Opportunity cost to justify comparative advantage is dumb, not Opportunity cost in general.
Edit: "Moving my banana slicing factory to Thailand and picking the bananas in Brazil to sell to Canada has a better comparative advantage than slicing the bananas while they're in Brazil" like that
Yeah you're right because in that case it's not really a difference in the marginal costs that motivates the spreading out of the supply chain (on the contrary, having to transport the goods around adds a lot of overhead) but the colonialist need to keep each place from being self-sufficient.
However, you shouldn't throw out the baby with the bath water. Marxist economists still consider comparative advantage because means of production aren't equal in each country. From Chapter 10 of Towards a New Socialism (from 1993 so this comparison is outdated):
The German clothing industry can probably produce garments with less labor than the Chinese clothes industry. The German car industry can certainly produce cars with less labor than would be needed if they were made by backstreet workshops in Shanghai. In both cases Germany has a productivity advantage over China, but it is nonetheless economical to export Mercedes to China and to import cotton goods to Germany. This arises because of the greater relative productivity of the German car industry. Compared with hand assembly, the highly automated car factories of Mercedes may give, say, a five-fold improvement in productivity; with the rag trade the scope for improvements in productivity is not so dramatic. Although a German clothing firm might be more efficient, the advantage would not be so great as for the car industry. It thus pays Germany to concentrate its labor force in those engineering industries where it has the greatest advantage.

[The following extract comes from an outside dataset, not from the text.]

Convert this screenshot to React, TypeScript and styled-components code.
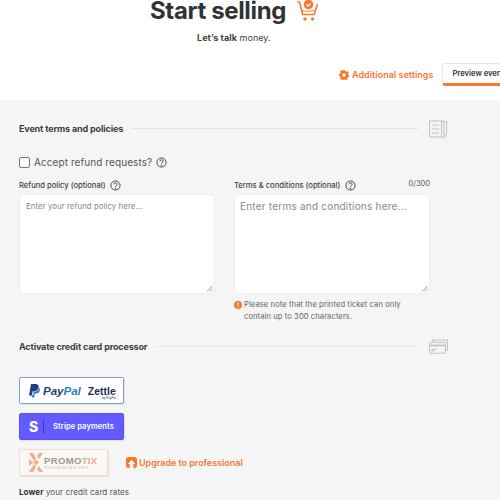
import React from "react";
import styled, { createGlobalStyle } from "styled-components";

const Global = createGlobalStyle`
  html, body { margin: 0; padding: 0; background: #fff; }
  body { font-family: Inter, "Noto Sans", "Liberation Sans", sans-serif; color: #414042; }
  #root { width: 500px; height: 500px; overflow: hidden; }
  * { box-sizing: border-box; }
`;

const Page = styled.div`
  width: 500px;
  height: 500px;
  overflow: hidden;
  display: flex;
  flex-direction: column;
`;
const Header = styled.header`
  height: 100px;
  flex: none;
  display: flex;
  flex-direction: column;
  background: #fff;
`;
const TitleRow = styled.div`
  height: 22px;
  padding-left: 150px;
  display: flex;
  align-items: center;
  gap: 10px;
`;
const Title = styled.h1`
  margin: 0;
  font-size: 24px;
  line-height: 22px;
  font-weight: 700;
  letter-spacing: -0.35px;
  color: #303335;
  white-space: nowrap;
`;
const Sub = styled.p`
  margin: 10px 0 0 197px;
  font-size: 9px;
  line-height: 12px;
  letter-spacing: 0.05px;
  color: #414042;
  white-space: nowrap;
  b { font-weight: 700; }
`;
const HeaderActions = styled.div`
  margin-top: 19px;
  padding-left: 339px;
  display: flex;
  align-items: center;
  gap: 9px;
  white-space: nowrap;
`;
const SettingsLink = styled.a`
  display: flex;
  align-items: center;
  gap: 3px;
  width: 95px;
  color: #f47b30;
  font-size: 9px;
  font-weight: 600;
  letter-spacing: 0.02px;
  svg { flex: none; }
`;
const Preview = styled.button`
  flex: none;
  width: 90px;
  height: 23px;
  padding: 0 0 0 9px;
  text-align: left;
  background: #fff;
  border: 1px solid #f0e6df;
  border-bottom: 3px solid #f47b30;
  border-radius: 3px;
  font: 600 7.6px Inter, sans-serif;
  color: #333;
  overflow: hidden;
`;
const Main = styled.main`
  flex: 1;
  background: #f5f5f5;
  padding: 20px 0 0 19px;
`;
const SectionHead = styled.div`
  width: 429px;
  height: 17px;
  display: flex;
  align-items: center;
`;
const SectionTitle = styled.h2`
  margin: 0;
  font-size: 9px;
  font-weight: 700;
  letter-spacing: -0.15px;
  color: #3f4042;
  white-space: nowrap;
`;
const Rule = styled.span`
  flex: 1;
  height: 1px;
  margin: 0 10px 0 9px;
  background: #e5e5e5;
`;
const AcceptRow = styled.label`
  display: flex;
  align-items: center;
  margin-top: 18px;
  height: 14px;
  font-size: 10px;
  letter-spacing: 0.08px;
  color: #555;
  gap: 4px;
`;
const Checkbox = styled.span`
  width: 11px;
  height: 11px;
  background: #fff;
  border: 1px solid #777;
  border-radius: 2px;
`;
const Columns = styled.div`
  display: grid;
  grid-template-columns: 196px 196px;
  gap: 19px;
  margin-top: 8px;
  width: 411px;
`;
const Field = styled.div`
  display: flex;
  flex-direction: column;
`;
const LabelRow = styled.div`
  height: 16px;
  display: flex;
  align-items: center;
  gap: 5px;
`;
const Label = styled.span`
  font-size: 7.6px;
  font-weight: 500;
  color: #444;
  white-space: nowrap;
`;
const Counter = styled.span`
  margin-left: auto;
  position: relative;
  top: -2px;
  font-size: 7.5px;
  color: #555;
`;
const Area = styled.div<{ $big?: boolean }>`
  position: relative;
  height: 100px;
  margin-top: 1px;
  padding: ${(p) => (p.$big ? "3px 5px" : "5px 6px")};
  background: #fff;
  border: 1px solid #eee;
  border-radius: 5px;
  color: #888;
  font-size: ${(p) => (p.$big ? "10px" : "7.8px")};
  letter-spacing: ${(p) => (p.$big ? "0.22px" : "0.08px")};
  line-height: ${(p) => (p.$big ? "16px" : "12px")};
  white-space: nowrap;
`;
const Grip = styled.svg`
  position: absolute;
  right: 1px;
  bottom: 1px;
`;
const Note = styled.div`
  display: flex;
  gap: 2px;
  margin-top: 5px;
  font-size: 7.6px;
  line-height: 12px;
  letter-spacing: 0.08px;
  color: #666;
`;
const Section2 = styled(SectionHead)`
  margin-top: 15px;
`;
const PayBtn = styled.div<{ $bg: string; $bd: string; $w: number }>`
  width: ${(p) => p.$w}px;
  height: 27px;
  display: flex;
  align-items: center;
  background: ${(p) => p.$bg};
  border: 1px solid ${(p) => p.$bd};
  border-radius: 2px;
  box-shadow: 1px 1px 1px rgba(0, 0, 0, 0.08);
`;
const Processors = styled.div`
  margin-top: 22px;
  display: flex;
  flex-direction: column;
  gap: 9px;
`;
const PayPalWord = styled.span`
  margin-left: 3px;
  font: italic 700 11.5px "Liberation Sans", sans-serif;
  color: #253b80;
  span { color: #1f7fc4; }
`;
const Zettle = styled.span`
  position: relative;
  margin-left: 7px;
  font: 700 10.5px "Liberation Sans", sans-serif;
  color: #1f2a5a;
  small {
    position: absolute;
    right: 0;
    top: 11px;
    font-size: 3px;
    font-weight: 400;
  }
`;
const StripeS = styled.span`
  width: 14px;
  margin-left: 9px;
  color: #fff;
  font: 800 14px Inter, sans-serif;
`;
const StripeBar = styled.span`
  width: 1px;
  height: 14px;
  background: #4338b8;
`;
const StripeText = styled.span`
  margin-left: 9px;
  color: #fff;
  font-size: 7.5px;
  font-weight: 600;
  letter-spacing: 0.1px;
  white-space: nowrap;
`;
const ProRow = styled.div`
  display: flex;
  align-items: center;
  gap: 18px;
`;
const PromoMark = styled.svg`
  margin-left: 9px;
  flex: none;
`;
const PromoText = styled.div`
  margin-left: 1px;
  display: flex;
  flex-direction: column;
  line-height: 1;
`;
const PromoName = styled.span`
  font: 700 9.5px "Liberation Sans", sans-serif;
  letter-spacing: 0.35px;
  color: #9a9a9a;
  span { color: #eea98a; }
`;
const PromoSub = styled.span`
  font: 400 3.5px "Liberation Sans", sans-serif;
  letter-spacing: 0.95px;
  color: #b5b5b5;
  white-space: nowrap;
`;
const Upgrade = styled.a`
  display: flex;
  align-items: center;
  gap: 2px;
  color: #f47b30;
  font-size: 9px;
  font-weight: 600;
  letter-spacing: -0.03px;
  white-space: nowrap;
`;
const Lower = styled.p`
  margin: 11px 0 0;
  font-size: 8px;
  line-height: 10px;
  letter-spacing: 0.1px;
  color: #555;
  b { color: #333; }
`;

const Help = () => (
  <svg width="11" height="11" viewBox="0 0 12 12" fill="none" stroke="#3a3a3a" strokeWidth="1">
    <circle cx="6" cy="6" r="5" />
    <path d="M4.4 4.7a1.7 1.7 0 1 1 2.4 1.5c-.6.3-.8.6-.8 1.1" />
    <circle cx="6" cy="9" r=".4" fill="#3a3a3a" />
  </svg>
);

const Cart = () => (
  <svg width="24" height="24" viewBox="0 0 24 24" fill="none" stroke="#f47b30" strokeWidth="1.6">
    <path d="M1 3h2.500l3.200 12.500h11.500L21.500 5" strokeLinejoin="round" />
    <path d="M6 11.500c3 1 8 1 12.500-.2" strokeWidth="1" />
    <circle cx="12.500" cy="5.500" r="4.800" fill="#f47b30" stroke="none" />
    <path d="M10.400 5.500l1.600 1.600 2.800-2.800" stroke="#fff" strokeWidth="1.100" />
    <circle cx="9" cy="20" r="1.700" fill="#f47b30" stroke="none" />
    <circle cx="16.500" cy="20" r="1.700" fill="#f47b30" stroke="none" />
  </svg>
);

const Gear = () => (
  <svg width="10" height="10" viewBox="0 0 10 10">
    <path
      fill="#f47b30"
      fillRule="evenodd"
      d="M4 0h2l.3 1.300 1.100.5L8.600 1 10 2.600l-.9 1 .1.800 .8.600v2l-1.200.2-.5 1.100.6 1.100L7.400 10l-1-.8-1.400.8h-1l-.4-.9-1 .8L1 8.600l.6-1.100-.5-1.100L0 6V4l1.200-.4.4-1L1 1.400 2.600 0l1 .9L4 0zM5 3.300a1.700 1.700 0 1 0 0 3.400 1.700 1.700 0 0 0 0-3.400z"
    />
  </svg>
);

const DocIcon = () => (
  <svg width="19" height="18" viewBox="0 0 19 18" fill="none" stroke="#c4c4c4" strokeWidth="1.100">
    <rect x=".6" y="1" width="12" height="16" />
    <path d="M3 5h7M3 9h7M3 13h7" />
    <path d="M15 1.500h2.600V14l-1.300 2L15 14z" />
    <path d="M13 1h2M13 17h4" />
  </svg>
);

const CardsIcon = () => (
  <svg width="19" height="15" viewBox="0 0 19 15" fill="none" stroke="#c4c4c4" strokeWidth="1.100">
    <path d="M3.500 3V1h15v10h-2" />
    <rect x=".6" y="3.200" width="15.800" height="11" rx="1.200" />
    <path d="M.6 6.500h15.800" strokeWidth="1.800" />
    <path d="M2.500 10.500h5M2.500 12h3" />
  </svg>
);

const Warn = () => (
  <svg width="8" height="8" viewBox="0 0 8 8" style={{ flex: "none", marginTop: 2 }}>
    <circle cx="4" cy="4" r="4" fill="#f47b30" />
    <path d="M4 1.600v3M4 5.600v.9" stroke="#fff" strokeWidth="1" />
  </svg>
);

const ResizeGrip = () => (
  <Grip width="7" height="7" viewBox="0 0 7 7" stroke="#777" strokeWidth=".8">
    <path d="M1 6.500L6.500 1M4 6.500L6.500 4" />
  </Grip>
);

const PayPalMark = () => (
  <svg width="11" height="14" viewBox="0 0 11 14" style={{ marginLeft: 9, flex: "none" }}>
    <path fill="#253b80" d="M2 0h4.500C9 0 10 1.500 9.600 3.500 9.100 6 7.500 7.200 5 7.200H3.700L3 11.500H0z" />
    <path fill="#1f7fc4" d="M9.900 3.500c1 .7 1.200 1.800.9 3-.4 2-1.900 3-3.800 3H5.800l-.6 4H2.700l.4-2.200h1.100l.6-3.700h1.400c2 0 3.500-1.400 3.700-4.100z" />
  </svg>
);

const PromoLogo = () => (
  <PromoMark width="14" height="19" viewBox="0 0 14 19" fill="#eeaf90">
    <path d="M0 0h4l3 5-2 3zM14 0h-4L8 3l2 3zM0 19h4l3-5-2-3zM14 19h-4l-2-3 2-3z" />
    <path d="M0 6l4 3.500-4 3.500zM7 6.500l3 3-3 3-3-3z" />
  </PromoMark>
);

const UpgradeIcon = () => (
  <svg width="11" height="11" viewBox="0 0 12 12" style={{ flex: "none" }}>
    <path fill="#f47b30" d="M3 0h6a3 3 0 0 1 3 3v6a3 3 0 0 1-3 3H8V7.500h2L6 3 2 7.500h2V12H3a3 3 0 0 1-3-3V3a3 3 0 0 1 3-3z" />
  </svg>
);

export default function App() {
  return (
    <Page>
      <Global />
      <Header>
        <TitleRow>
          <Title>Start selling</Title>
          <Cart />
        </TitleRow>
        <Sub>
          <b>Let’s talk</b> money.
        </Sub>
        <HeaderActions>
          <SettingsLink>
            <Gear />
            Additional settings
          </SettingsLink>
          <Preview>Preview event</Preview>
        </HeaderActions>
      </Header>
      <Main>
        <SectionHead>
          <SectionTitle>Event terms and policies</SectionTitle>
          <Rule />
          <DocIcon />
        </SectionHead>
        <AcceptRow>
          <Checkbox />
          Accept refund requests?
          <Help />
        </AcceptRow>
        <Columns>
          <Field>
            <LabelRow>
              <Label>Refund policy (optional)</Label>
              <Help />
            </LabelRow>
            <Area>
              Enter your refund policy here...
              <ResizeGrip />
            </Area>
          </Field>
          <Field>
            <LabelRow>
              <Label>Terms &amp; conditions (optional)</Label>
              <Help />
              <Counter>0/300</Counter>
            </LabelRow>
            <Area $big>
              Enter terms and conditions here...
              <ResizeGrip />
            </Area>
            <Note>
              <Warn />
              <span>
                Please note that the printed ticket can only
                <br />
                contain up to 300 characters.
              </span>
            </Note>
          </Field>
        </Columns>
        <Section2>
          <SectionTitle>Activate credit card processor</SectionTitle>
          <Rule />
          <CardsIcon />
        </Section2>
        <Processors>
          <PayBtn $bg="#fff" $bd="#8a9cc5" $w={105}>
            <PayPalMark />
            <PayPalWord>
              Pay<span>Pal</span>
            </PayPalWord>
            <Zettle>
              Zettle
              <small>by PayPal</small>
            </Zettle>
          </PayBtn>
          <PayBtn $bg="#635bff" $bd="#5a52ee" $w={105}>
            <StripeS>S</StripeS>
            <StripeBar />
            <StripeText>Stripe payments</StripeText>
          </PayBtn>
          <ProRow>
            <PayBtn $bg="#fbf7f4" $bd="#f6dccb" $w={89}>
              <PromoLogo />
              <PromoText>
                <PromoName>
                  PROMO<span>TIX</span>
                </PromoName>
                <PromoSub>PROCESSING PRO</PromoSub>
              </PromoText>
            </PayBtn>
            <Upgrade>
              <UpgradeIcon />
              Upgrade to professional
            </Upgrade>
          </ProRow>
        </Processors>
        <Lower>
          <b>Lower</b> your credit card rates
        </Lower>
      </Main>
    </Page>
  );
}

Of course, Cockshott goes on to develop a theory of how this structure actually works when the ratio of demand for the various commodities inevitably doesn't match the productive capacity of both economies. The point is, though, that even if we did away with exploitation we'd still have a situation where it makes more sense to do certain kinds of production in one economy due to unequal means of production that lead to comparative advantage.
also obligatory Cockshott is a TERF disclaimer
I don't disagree that there can be a benefit, thanks for the source, but in Keynesian economics comparative advantage is mostly used to justify colonial power over smaller nation states. Local industries are undercut for profit, once the "profitable" production is moved elsewhere(assuming they have the means) nations states are saddled with whatever was decided to be profitable for them to produce instead. It pigeon holes nation states into capitalist set industries that are mostly only advantageous for profit/productivity. What happens if the means of production is given the opportunity to equalize? At the same time, we all don't have to produce the same thing either.
I can't remember where I was reading this, I think in Palo Alto, but there was discussion about before colonialism many countries were known for certain things. Like India and textiles or China and pottery, Rugs in west Asia, but as countries were thrusted into global economics and with technological advancments, these profitable industries became no more, devastating economies. In it's place, is what's advantageous,most profitable, and productive to the ownership class.
Naturally this is already in place and we can't go back, nor would it be advantageous to, but we shouldn't rebuild colonialism for productivity.